The title of the opening track, “The One I Love is Gone”, almost totally encapsulates the mood of the album. The song itself entirely reflects the title – gently reverberating, menacing electronic frequencies leading into an almost impossibly sad fiddle and gently plucked guitars…Lee’s soft, yet gritty voice bemoaning ”I’ll cry, I’ll even wanna die” over his loss.
The pace is picked up considerably as the band move into the title track, which initially sounds like a pretty much conventional slice of alt-country, but repeated listens reveal the depth to the instrumentation on the track – and the record as a whole – a persistent undercurrent of spacey, almost psychedelic organs, steel guitars and strings.

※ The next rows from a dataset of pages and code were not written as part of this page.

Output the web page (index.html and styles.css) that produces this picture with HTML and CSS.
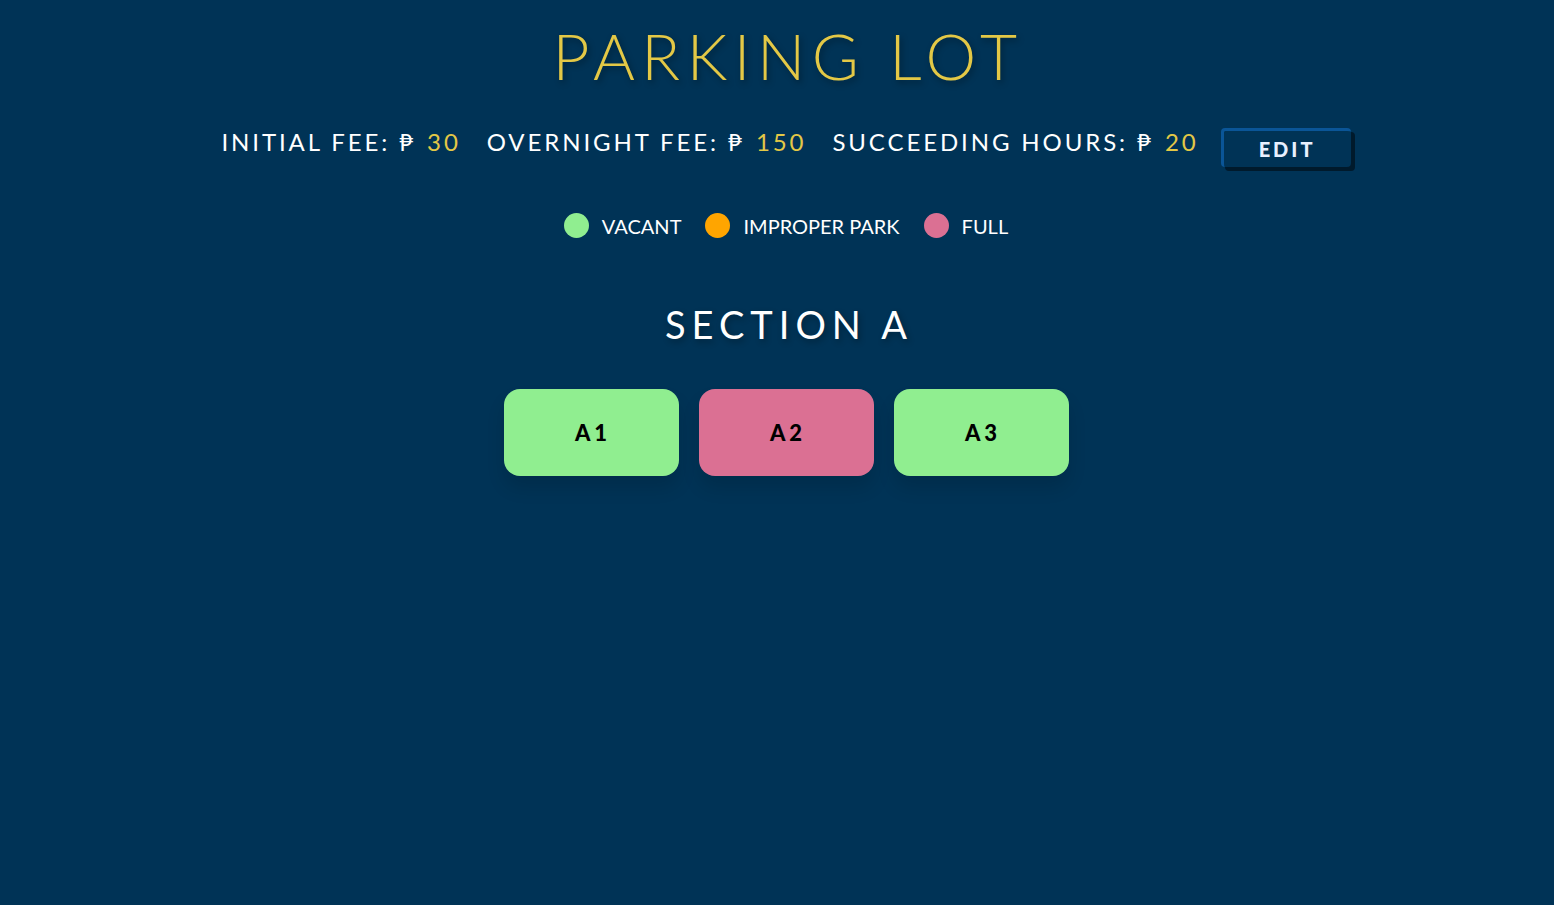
FILE: index.html
```html
<!DOCTYPE html>
<html>
<head>
<meta charset="utf-8">
<link rel="stylesheet" href="styles.css">
</head>
<body>
<main class="page">
  <h1 class="title">PARKING LOT</h1>
  <div class="fees">
    <span class="fee">INITIAL FEE: ₱ <span class="num">30</span></span>
    <span class="fee">OVERNIGHT FEE: ₱ <span class="num">150</span></span>
    <span class="fee">SUCCEEDING HOURS: ₱ <span class="num">20</span></span>
    <button class="edit">EDIT</button>
  </div>
  <div class="legend">
    <span class="item"><span class="dot vacant"></span>VACANT</span>
    <span class="item"><span class="dot improper"></span>IMPROPER PARK</span>
    <span class="item"><span class="dot full"></span>FULL</span>
  </div>
  <h2 class="section">SECTION A</h2>
  <div class="slots">
    <div class="slot vacant">A1</div>
    <div class="slot full">A2</div>
    <div class="slot vacant">A3</div>
  </div>
</main>
</body>
</html>
```
FILE: styles.css
```css
html, body {
  margin: 0;
  padding: 0;
  background: #003356;
  height: 100%;
}
body {
  font-family: Lato, "Open Sans", sans-serif;
  color: #ffffff;
}
.page {
  display: flex;
  flex-direction: column;
  align-items: center;
  padding-top: 18px;
  padding-left: 18px;
}
.title {
  margin: 0;
  font-weight: 300;
  font-size: 64px;
  line-height: 76px;
  letter-spacing: 6.5px;
  color: #e3c846;
  text-shadow: 2px 3px 6px rgba(0, 0, 0, 0.35);
  padding-left: 4px;
}
.fees {
  display: flex;
  align-items: center;
  margin-top: 28px;
  font-size: 24px;
  letter-spacing: 2.9px;
  gap: 26px;
}
.num {
  color: #e3c846;
  margin-left: 2px;
}
.edit {
  margin-left: -4px;
  width: 130px;
  height: 39px;
  background: #003356;
  color: #e8f0ff;
  font-family: Lato, sans-serif;
  font-weight: 900;
  font-size: 20px;
  letter-spacing: 3px;
  border: none;
  border-top: 3px solid #0a5597;
  border-left: 3px solid #0a5597;
  border-radius: 4px;
  box-shadow: 4px 4px 0 #001a2c;
  position: relative;
  top: 6px;
  padding-left: 6px;
}
.legend {
  display: flex;
  align-items: center;
  margin-top: 52px;
  font-size: 20px;
  gap: 24px;
}
.item {
  display: flex;
  align-items: center;
  gap: 13px;
}
.dot {
  width: 25px;
  height: 25px;
  border-radius: 50%;
  display: inline-block;
}
.dot.vacant, .slot.vacant { background: #90ee90; }
.dot.improper { background: #ffa500; }
.dot.full, .slot.full { background: #db7093; }
.section {
  margin: 62px 0 0 0;
  font-weight: 400;
  font-size: 38px;
  letter-spacing: 6px;
  line-height: 48px;
  padding-left: 6px;
  text-shadow: 2px 3px 6px rgba(0, 0, 0, 0.3);
}
.slots {
  display: flex;
  gap: 20px;
  margin-top: 41px;
}
.slot {
  width: 175px;
  height: 87px;
  border-radius: 16px;
  display: flex;
  align-items: center;
  justify-content: center;
  color: #000;
  font-weight: 900;
  font-size: 22px;
  letter-spacing: 4px;
  padding-left: 4px;
  box-sizing: border-box;
  box-shadow: 0 12px 18px rgba(0, 0, 0, 0.12);
}
```
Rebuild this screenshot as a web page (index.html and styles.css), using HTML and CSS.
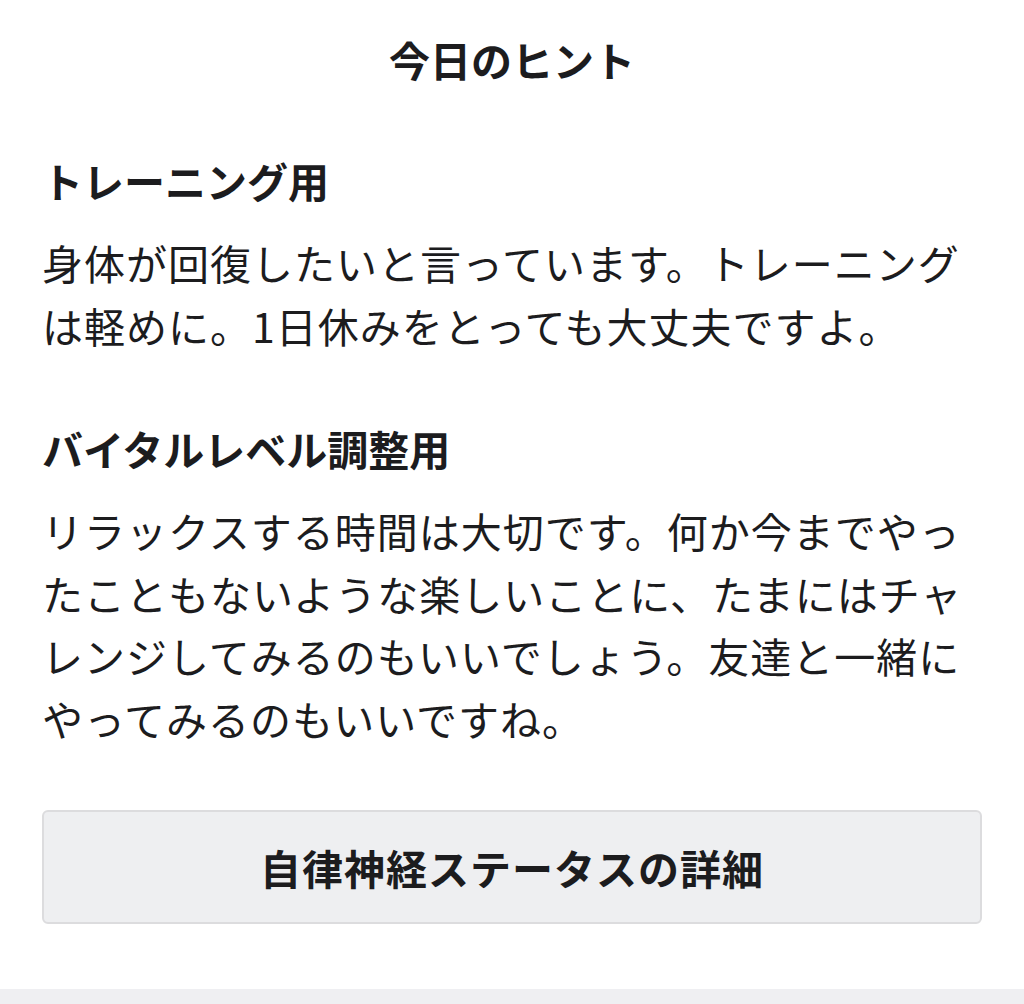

The album is anchored in ballad territory, and Lee’s songwriting, although strong, is not always quite of a high enough standard to stop the album at times from drifting into a slight feeling of ennui; at times, it sounds like you’ve already heard it all before, just a few minutes previously.
Having said that, more rocking tracks such as the aforementioned “Dark End Road” and “Too Young To Tell” add grist to the mill. Going back to Lee’s songwriting, many of the songs on this album, I feel, wouldn’t stand up particularly well as purely acoustic entities (not that that is a bad thing, of course); their strength is in the arrangements Lee sets them in. There’s a lot of musical talent on display here, and coupled with Lee’s impeccable production (helped along by Dusty Reske), the vision Lee carries with him is effectively realized. Certainly, it’s an infinitely more appealing credo than the slurry being proffered by such ‘luminaries’ as Ryan Adams and Jay Farrar nowadays.